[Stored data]
(begin)

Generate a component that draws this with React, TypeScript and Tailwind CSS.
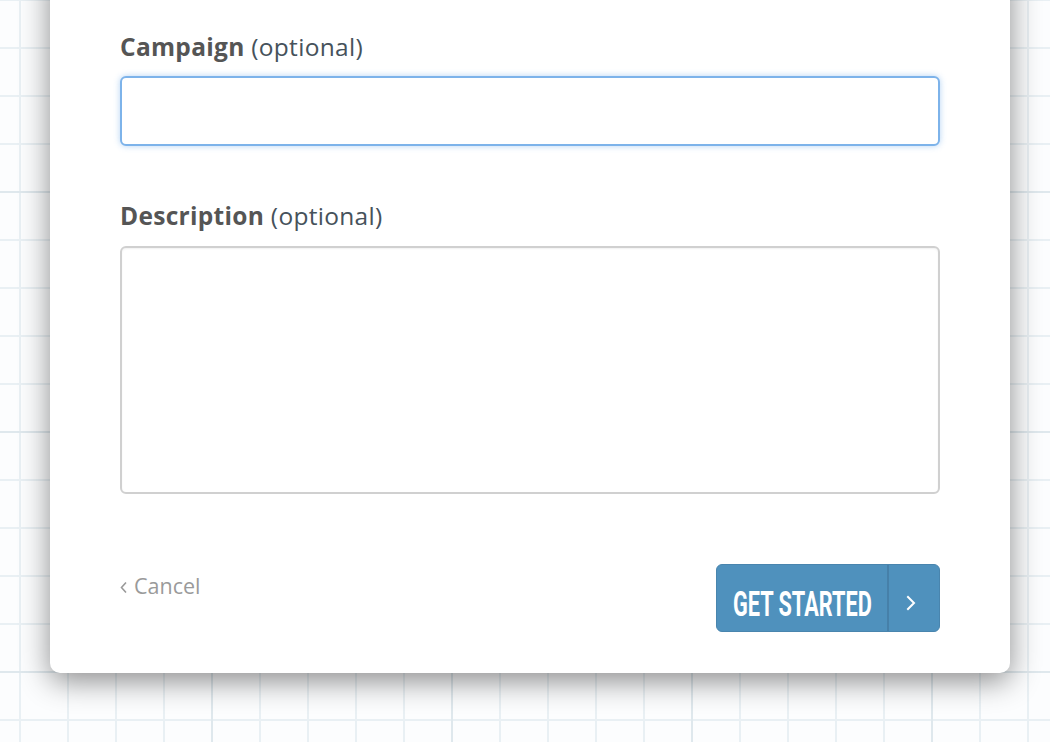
// App.tsx
const ChevronRight = ({ className }: { className?: string }) => (
  <svg viewBox="0 0 10 16" className={className} fill="none" stroke="currentColor" strokeWidth="2" strokeLinecap="square">
    <polyline points="2,2 8,8 2,14" />
  </svg>
);

const ChevronLeft = ({ className }: { className?: string }) => (
  <svg viewBox="0 0 8 12" className={className} fill="none" stroke="currentColor" strokeWidth="1.6">
    <polyline points="6,1 1.5,6 6,11" />
  </svg>
);

const Label = ({ name }: { name: string }) => (
  <label className="block h-[30px] whitespace-nowrap text-[24.5px] leading-[30px] tracking-[0.3px]">
    <span className="font-bold text-[#555555]">{name}</span>{" "}
    <span className="text-[#46525b]">(optional)</span>
  </label>
);

export default function App() {
  return (
    <div className="h-[742px] w-full overflow-hidden bg-[#fcfdfe] bg-[image:linear-gradient(to_right,#dfe8ed_2px,transparent_2px),linear-gradient(to_bottom,#dfe8ed_2px,transparent_2px),linear-gradient(to_right,#e9f0f4_2px,transparent_2px),linear-gradient(to_bottom,#e9f0f4_2px,transparent_2px)] bg-[size:240px_240px,240px_240px,48px_48px,48px_48px] bg-[position:211px_0,0_191px,19px_0,0_47px] font-['Open_Sans','Lato',sans-serif]">
      {/* card, top edge runs off the screen */}
      <div className="ml-[50px] -mt-[40px] w-[960px] rounded-[10px] bg-white px-[70px] pt-[72px] pb-[41px] shadow-[0_8px_30px_rgba(0,0,0,0.45)]">
        <Label name="Campaign" />
        <input
          type="text"
          className="mt-[14px] block h-[70px] w-full rounded-[6px] border-2 border-[#7db3ea] bg-white px-4 text-[22px] outline-none shadow-[0_0_6px_rgba(90,160,230,0.45)]"
        />

        <div className="mt-[55px]">
          <Label name="Description" />
        </div>
        <textarea className="mt-[15px] block h-[248px] w-full resize-none rounded-[6px] border-2 border-[#d0d0d0] bg-white px-4 py-3 text-[22px] outline-none shadow-[inset_0_1px_2px_rgba(0,0,0,0.06)]" />

        {/* footer */}
        <div className="mt-[70px] flex items-start justify-between">
          <a className="mt-[9px] flex items-center gap-[6px] text-[21.5px] leading-[26px] text-[#9a9a9a]">
            <ChevronLeft className="mt-[2px] h-[13px] w-[8px]" />
            Cancel
          </a>
          <button className="flex h-[68px] w-[224px] items-stretch rounded-[6px] border border-[#4985ae] bg-[#4f91bd] text-white">
            <span className="flex flex-1 items-center overflow-hidden pl-[16px] pt-[12px]">
              <span className="inline-block origin-left scale-x-[0.62] whitespace-nowrap font-['Roboto','Liberation_Sans',sans-serif] text-[35px] font-bold leading-none">
                GET STARTED
              </span>
            </span>
            <span className="flex w-[52px] shrink-0 items-center justify-center border-l-2 border-[#4680a9] pr-[6px] pt-[10px]">
              <ChevronRight className="h-[16px] w-[10px]" />
            </span>
          </button>
        </div>
      </div>
    </div>
  );
}
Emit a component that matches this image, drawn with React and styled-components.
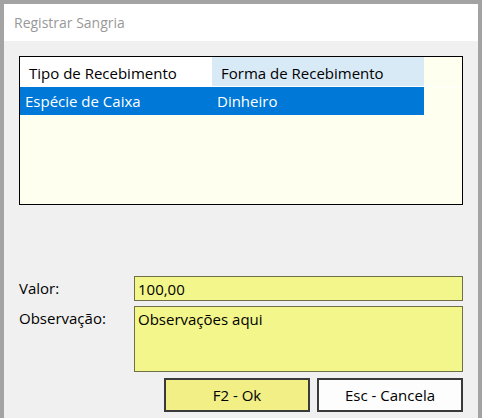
import React from "react";
import styled, { createGlobalStyle } from "styled-components";

const GlobalStyle = createGlobalStyle`
  html, body {
    margin: 0;
    padding: 0;
    background: #f0f0f0;
  }
  * {
    box-sizing: border-box;
  }
`;

const rows = [{ tipo: "Espécie de Caixa", forma: "Dinheiro" }];

const App = () => {
  return (
    <>
      <GlobalStyle />
      <Window>
        <TitleBar>Registrar Sangria</TitleBar>
        <Body>
          <Grid>
            <HeaderRow>
              <HeaderCell $width={192}>Tipo de Recebimento</HeaderCell>
              <HeaderCell $width={212} $active>
                Forma de Recebimento
              </HeaderCell>
            </HeaderRow>
            {rows.map((r) => (
              <DataRow key={r.tipo} $selected>
                <DataCell $width={192}>{r.tipo}</DataCell>
                <DataCell $width={212}>{r.forma}</DataCell>
              </DataRow>
            ))}
          </Grid>
          <Form>
            <Label>Valor:</Label>
            <Field $height={25}>100,00</Field>
            <Label>Observação:</Label>
            <Field $height={66}>Observações aqui</Field>
          </Form>
          <Buttons>
            <Button $primary>F2 - Ok</Button>
            <Button>Esc - Cancela</Button>
          </Buttons>
        </Body>
      </Window>
    </>
  );
};

export default App;

const Window = styled.div`
  width: 482px;
  height: 418px;
  display: flex;
  flex-direction: column;
  border: solid #a3a3a3;
  border-width: 4px 4px 0 4px;
  font-family: "Open Sans", "Noto Sans", sans-serif;
  font-size: 15px;
  color: #000;
`;

const TitleBar = styled.div`
  height: 37px;
  background: #ffffff;
  padding-left: 10px;
  display: flex;
  align-items: center;
  color: #999999;
  font-size: 14px;
`;

const Body = styled.div`
  flex: 1;
  background: #f0f0f0;
  padding: 15px 15px 0 15px;
  display: flex;
  flex-direction: column;
`;

const Grid = styled.div`
  height: 149px;
  border: 1px solid #000;
  background: #fffff0;
`;

const HeaderRow = styled.div`
  display: flex;
  height: 30px;
  border-bottom: 1px solid #ffffff;
`;

const HeaderCell = styled.div`
  width: ${(p) => p.$width}px;
  height: 29px;
  padding: 2px 0 0 9px;
  display: flex;
  align-items: center;
  background: ${(p) => (p.$active ? "#d9eaf7" : "#ffffff")};
  white-space: nowrap;
`;

const DataRow = styled.div`
  display: flex;
  height: 28px;
  width: 404px;
  background: ${(p) => (p.$selected ? "#0078d7" : "transparent")};
  color: ${(p) => (p.$selected ? "#ffffff" : "#000")};
`;

const DataCell = styled.div`
  width: ${(p) => p.$width}px;
  padding-left: 5px;
  display: flex;
  align-items: center;
  white-space: nowrap;
`;

const Form = styled.div`
  margin-top: 71px;
  display: grid;
  grid-template-columns: 115px 1fr;
  row-gap: 5px;
  align-items: start;
`;

const Label = styled.div`
  line-height: 25px;
`;

const Field = styled.div`
  height: ${(p) => p.$height}px;
  background: #f3f68a;
  border: 1px solid #707048;
  padding: 0 3px;
  line-height: 24px;
`;

const Buttons = styled.div`
  margin-top: 6px;
  display: flex;
  justify-content: flex-end;
  gap: 7px;
`;

const Button = styled.div`
  width: 146px;
  height: 34px;
  display: flex;
  align-items: center;
  justify-content: center;
  border: 2px solid #3a3a3a;
  background: ${(p) => (p.$primary ? "#f2ef87" : "#fdfdfd")};
`;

(end)

[Exercise] Print each entry shown above with exact wording and no pictures.

[Worked solution]
Generate a component that draws this with React, TypeScript and Tailwind CSS.
// App.tsx
const ChevronRight = ({ className }: { className?: string }) => (
  <svg viewBox="0 0 10 16" className={className} fill="none" stroke="currentColor" strokeWidth="2" strokeLinecap="square">
    <polyline points="2,2 8,8 2,14" />
  </svg>
);

const ChevronLeft = ({ className }: { className?: string }) => (
  <svg viewBox="0 0 8 12" className={className} fill="none" stroke="currentColor" strokeWidth="1.6">
    <polyline points="6,1 1.5,6 6,11" />
  </svg>
);

const Label = ({ name }: { name: string }) => (
  <label className="block h-[30px] whitespace-nowrap text-[24.5px] leading-[30px] tracking-[0.3px]">
    <span className="font-bold text-[#555555]">{name}</span>{" "}
    <span className="text-[#46525b]">(optional)</span>
  </label>
);

export default function App() {
  return (
    <div className="h-[742px] w-full overflow-hidden bg-[#fcfdfe] bg-[image:linear-gradient(to_right,#dfe8ed_2px,transparent_2px),linear-gradient(to_bottom,#dfe8ed_2px,transparent_2px),linear-gradient(to_right,#e9f0f4_2px,transparent_2px),linear-gradient(to_bottom,#e9f0f4_2px,transparent_2px)] bg-[size:240px_240px,240px_240px,48px_48px,48px_48px] bg-[position:211px_0,0_191px,19px_0,0_47px] font-['Open_Sans','Lato',sans-serif]">
      {/* card, top edge runs off the screen */}
      <div className="ml-[50px] -mt-[40px] w-[960px] rounded-[10px] bg-white px-[70px] pt-[72px] pb-[41px] shadow-[0_8px_30px_rgba(0,0,0,0.45)]">
        <Label name="Campaign" />
        <input
          type="text"
          className="mt-[14px] block h-[70px] w-full rounded-[6px] border-2 border-[#7db3ea] bg-white px-4 text-[22px] outline-none shadow-[0_0_6px_rgba(90,160,230,0.45)]"
        />

        <div className="mt-[55px]">
          <Label name="Description" />
        </div>
        <textarea className="mt-[15px] block h-[248px] w-full resize-none rounded-[6px] border-2 border-[#d0d0d0] bg-white px-4 py-3 text-[22px] outline-none shadow-[inset_0_1px_2px_rgba(0,0,0,0.06)]" />

        {/* footer */}
        <div className="mt-[70px] flex items-start justify-between">
          <a className="mt-[9px] flex items-center gap-[6px] text-[21.5px] leading-[26px] text-[#9a9a9a]">
            <ChevronLeft className="mt-[2px] h-[13px] w-[8px]" />
            Cancel
          </a>
          <button className="flex h-[68px] w-[224px] items-stretch rounded-[6px] border border-[#4985ae] bg-[#4f91bd] text-white">
            <span className="flex flex-1 items-center overflow-hidden pl-[16px] pt-[12px]">
              <span className="inline-block origin-left scale-x-[0.62] whitespace-nowrap font-['Roboto','Liberation_Sans',sans-serif] text-[35px] font-bold leading-none">
                GET STARTED
              </span>
            </span>
            <span className="flex w-[52px] shrink-0 items-center justify-center border-l-2 border-[#4680a9] pr-[6px] pt-[10px]">
              <ChevronRight className="h-[16px] w-[10px]" />
            </span>
          </button>
        </div>
      </div>
    </div>
  );
}
Emit a component that matches this image, drawn with React and styled-components.
import React from "react";
import styled, { createGlobalStyle } from "styled-components";

const GlobalStyle = createGlobalStyle`
  html, body {
    margin: 0;
    padding: 0;
    background: #f0f0f0;
  }
  * {
    box-sizing: border-box;
  }
`;

const rows = [{ tipo: "Espécie de Caixa", forma: "Dinheiro" }];

const App = () => {
  return (
    <>
      <GlobalStyle />
      <Window>
        <TitleBar>Registrar Sangria</TitleBar>
        <Body>
          <Grid>
            <HeaderRow>
              <HeaderCell $width={192}>Tipo de Recebimento</HeaderCell>
              <HeaderCell $width={212} $active>
                Forma de Recebimento
              </HeaderCell>
            </HeaderRow>
            {rows.map((r) => (
              <DataRow key={r.tipo} $selected>
                <DataCell $width={192}>{r.tipo}</DataCell>
                <DataCell $width={212}>{r.forma}</DataCell>
              </DataRow>
            ))}
          </Grid>
          <Form>
            <Label>Valor:</Label>
            <Field $height={25}>100,00</Field>
            <Label>Observação:</Label>
            <Field $height={66}>Observações aqui</Field>
          </Form>
          <Buttons>
            <Button $primary>F2 - Ok</Button>
            <Button>Esc - Cancela</Button>
          </Buttons>
        </Body>
      </Window>
    </>
  );
};

export default App;

const Window = styled.div`
  width: 482px;
  height: 418px;
  display: flex;
  flex-direction: column;
  border: solid #a3a3a3;
  border-width: 4px 4px 0 4px;
  font-family: "Open Sans", "Noto Sans", sans-serif;
  font-size: 15px;
  color: #000;
`;

const TitleBar = styled.div`
  height: 37px;
  background: #ffffff;
  padding-left: 10px;
  display: flex;
  align-items: center;
  color: #999999;
  font-size: 14px;
`;

const Body = styled.div`
  flex: 1;
  background: #f0f0f0;
  padding: 15px 15px 0 15px;
  display: flex;
  flex-direction: column;
`;

const Grid = styled.div`
  height: 149px;
  border: 1px solid #000;
  background: #fffff0;
`;

const HeaderRow = styled.div`
  display: flex;
  height: 30px;
  border-bottom: 1px solid #ffffff;
`;

const HeaderCell = styled.div`
  width: ${(p) => p.$width}px;
  height: 29px;
  padding: 2px 0 0 9px;
  display: flex;
  align-items: center;
  background: ${(p) => (p.$active ? "#d9eaf7" : "#ffffff")};
  white-space: nowrap;
`;

const DataRow = styled.div`
  display: flex;
  height: 28px;
  width: 404px;
  background: ${(p) => (p.$selected ? "#0078d7" : "transparent")};
  color: ${(p) => (p.$selected ? "#ffffff" : "#000")};
`;

const DataCell = styled.div`
  width: ${(p) => p.$width}px;
  padding-left: 5px;
  display: flex;
  align-items: center;
  white-space: nowrap;
`;

const Form = styled.div`
  margin-top: 71px;
  display: grid;
  grid-template-columns: 115px 1fr;
  row-gap: 5px;
  align-items: start;
`;

const Label = styled.div`
  line-height: 25px;
`;

const Field = styled.div`
  height: ${(p) => p.$height}px;
  background: #f3f68a;
  border: 1px solid #707048;
  padding: 0 3px;
  line-height: 24px;
`;

const Buttons = styled.div`
  margin-top: 6px;
  display: flex;
  justify-content: flex-end;
  gap: 7px;
`;

const Button = styled.div`
  width: 146px;
  height: 34px;
  display: flex;
  align-items: center;
  justify-content: center;
  border: 2px solid #3a3a3a;
  background: ${(p) => (p.$primary ? "#f2ef87" : "#fdfdfd")};
`;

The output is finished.